Tuesday, October 30, 2018

Dear Senator Portman,

Thank you for your email with regards to the message I left with your office on October 29. While I’m heartened by your concern over the deaths of the 11 innocent people at the synagogue in Pittsburgh this past weekend, I called to request that you use your position to refute the latest action taken impulsively—and many Ohioans believe with bigoted motives—by the current occupant of the White House.

I called to urge you to make a public statement rebuking the President's decision to send 5200 troops to our southern border in order to stop people from seeking asylum in the United States, a country in which I was born and still want to be able to love. I urged you to do this especially in the wake of last week, in which our country experienced three separate cases of domestic terrorism for which the President's responses have been pathetically half-hearted if they came to the public at all. Conversely, he's built his entire political career stoking fears and animosities about victims of those recent atrocities, and it's for that reason that I left such an urgent message with your office.

The President's own comment line was closed by 4:30 PM. The news broke about his impulsive and mean-spirited decision after 5 PM.

You have often poised yourself as a dedicated conservative and responsible statesman, a loyal partisan who's occasionally able to buck your party's hard ideological lines when they run counter to your own moral center or those of your constituents. Your silence in light of the President’s rhetoric, which has inspired these recent tragedies, has exposed you as a politician afraid of losing a primary election at your next primary, not the brave statesman who bucked his party's hardliners and supported marriage equality.

As one of the two people charged with representing Ohio’s 11 million residents, you have both the governmental authority and moral obligation to refute claims made by people with similar communicative reach. You made the bold step of rescinding your endorsement for the current occupant of the Oval Office in October of 2016 for his comments about women.

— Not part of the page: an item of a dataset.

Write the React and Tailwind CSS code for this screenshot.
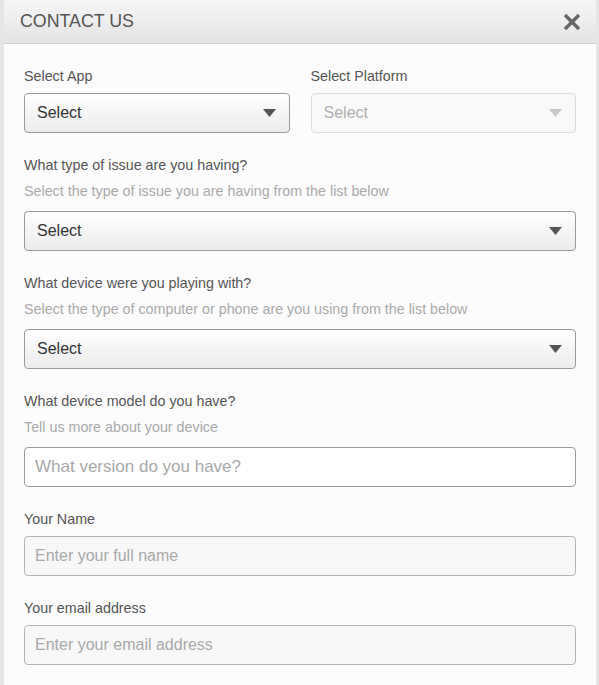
import { useState } from 'react'

const Arrow = ({ disabled }) => (
  <svg width="13" height="8" viewBox="0 0 13 8" className="shrink-0">
    <path d="M0 0 H13 L6.5 8 Z" fill={disabled ? '#c8c8c8' : '#555555'} />
  </svg>
)

const SelectBox = ({ disabled }) => (
  <div
    className={
      'flex h-10 items-center justify-between rounded-[4px] border pl-3 pr-[13px] text-base ' +
      (disabled
        ? 'border-[#dddddd] bg-[#f9f9f9] text-[#b0b0b0]'
        : 'border-[#9a9a9a] bg-gradient-to-b from-white to-[#ececec] text-[#333333]')
    }
  >
    <span>Select</span>
    <Arrow disabled={disabled} />
  </div>
)

const Label = ({ children }) => (
  <div className="text-[14.3px] leading-5 text-[#555555]">{children}</div>
)

const Hint = ({ children }) => (
  <div className="mt-[6px] text-[14.3px] leading-5 text-[#aaaaaa]">{children}</div>
)

const App = () => {
  const [model, setModel] = useState('')
  const [name, setName] = useState('')
  const [email, setEmail] = useState('')

  return (
    <div
      className="flex min-h-[685px] w-full bg-[#e6e6e6] pl-1 pr-[3px]"
      style={{ fontFamily: '"Liberation Sans", Arial, sans-serif' }}
    >
      <div className="flex flex-1 flex-col bg-[#fcfcfc]">
        <div className="flex h-[44px] items-center justify-between border-b border-[#cfcfd4] bg-gradient-to-b from-[#f6f6f6] to-[#e4e4e4] pl-4 pr-[15px]">
          <span className="text-[17.8px] text-[#555555]">CONTACT US</span>
          <svg width="18" height="18" viewBox="0 0 18 18">
            <path d="M2 2 L16 16 M16 2 L2 16" stroke="#666666" strokeWidth="3.4" />
          </svg>
        </div>

        <div className="flex flex-col px-5 pt-[22px] pb-5">
          <div className="flex gap-[21px]">
            <div className="flex-1">
              <Label>Select App</Label>
              <div className="mt-[7px]">
                <SelectBox />
              </div>
            </div>
            <div className="flex-1">
              <Label>Select Platform</Label>
              <div className="mt-[7px]">
                <SelectBox disabled />
              </div>
            </div>
          </div>

          <div className="mt-[22px]">
            <Label>What type of issue are you having?</Label>
            <Hint>Select the type of issue you are having from the list below</Hint>
            <div className="mt-[10px]">
              <SelectBox />
            </div>
          </div>

          <div className="mt-[22px]">
            <Label>What device were you playing with?</Label>
            <Hint>Select the type of computer or phone are you using from the list below</Hint>
            <div className="mt-[10px]">
              <SelectBox />
            </div>
          </div>

          <div className="mt-[22px]">
            <Label>What device model do you have?</Label>
            <Hint>Tell us more about your device</Hint>
            <input
              autoFocus
              value={model}
              onChange={(e) => setModel(e.target.value)}
              placeholder="What version do you have?"
              className="mt-[10px] h-10 w-full rounded-[4px] border border-[#9a9a9a] bg-white px-[10px] text-[17px] text-[#333333] caret-black outline-none placeholder:text-[#a8a8a8]"
            />
          </div>

          <div className="mt-[22px]">
            <Label>Your Name</Label>
            <input
              value={name}
              onChange={(e) => setName(e.target.value)}
              placeholder="Enter your full name"
              className="mt-[7px] h-10 w-full rounded-[4px] border border-[#b4b4b4] bg-[#f8f8f8] px-[10px] text-base text-[#333333] outline-none placeholder:text-[#a8a8a8]"
            />
          </div>

          <div className="mt-[22px]">
            <Label>Your email address</Label>
            <input
              value={email}
              onChange={(e) => setEmail(e.target.value)}
              placeholder="Enter your email address"
              className="mt-[7px] h-10 w-full rounded-[4px] border border-[#b4b4b4] bg-[#f8f8f8] px-[10px] text-base text-[#333333] outline-none placeholder:text-[#a8a8a8]"
            />
          </div>
        </div>
      </div>
    </div>
  )
}

export default App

When faced with reports of thousands of women and children seeking asylum from places that treat them as subhuman, how can you not respond to a President who uses his office to exacerbate that scenario?

You remained silent about the President’s cynical rhetoric that black people should vote for him because we “had nothing to lose” if we did vote for him during his campaign. Last week, a madman in the state to our southern border failed in an attempt at racially-motivated mass murder in a church, then killed two black senior citizens in a nearby Kroger grocery store. Kroger is one of the largest employers in Ohio. Its headquarters are in one of our largest cities. The madman is a supporter of the President.

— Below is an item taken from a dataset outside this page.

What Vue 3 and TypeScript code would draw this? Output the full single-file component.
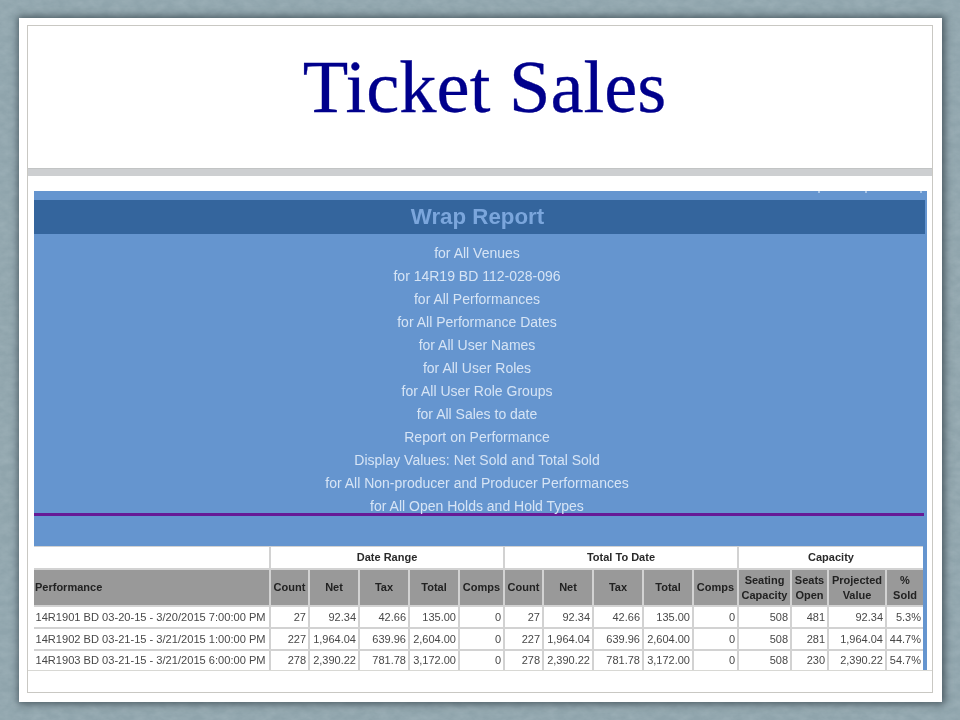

You have remained silent about the President’s rhetoric as he spread conspiracy theories, tossed epithets at, or otherwise denigrated his political opponents since he began his quest for public office in 2015. Last week, a madman sent pipe bombs to the President’s most prominent political detractors from a van in Florida, a state that houses thousands of Ohioan seniors in the winter months. That madman’s van was covered in pictures that supported the President and threatened his political opponents.

You had the courage to rebuke the President when he said there had been “very fine people” among the madmen who spewed vitriol at a rally, one of whom drove his Dodge Challenger into a crowd of people, injuring dozens and killing one.

Yesterday afternoon, you spent a few hours at a synagogue in Youngstown—70 miles northwest of the synagogue where a madman killed 11 people on their Sabbath morning.

That madman had accused the President on social media of being "a globalist, not a nationalist" in his social media account. Last week at a campaign rally in Texas, the President told a crowd of roaring supporters, "There's this word—nationalist. I'm not supposed to use it, but I'm a nationalist. I'm a nationalist. Use that word."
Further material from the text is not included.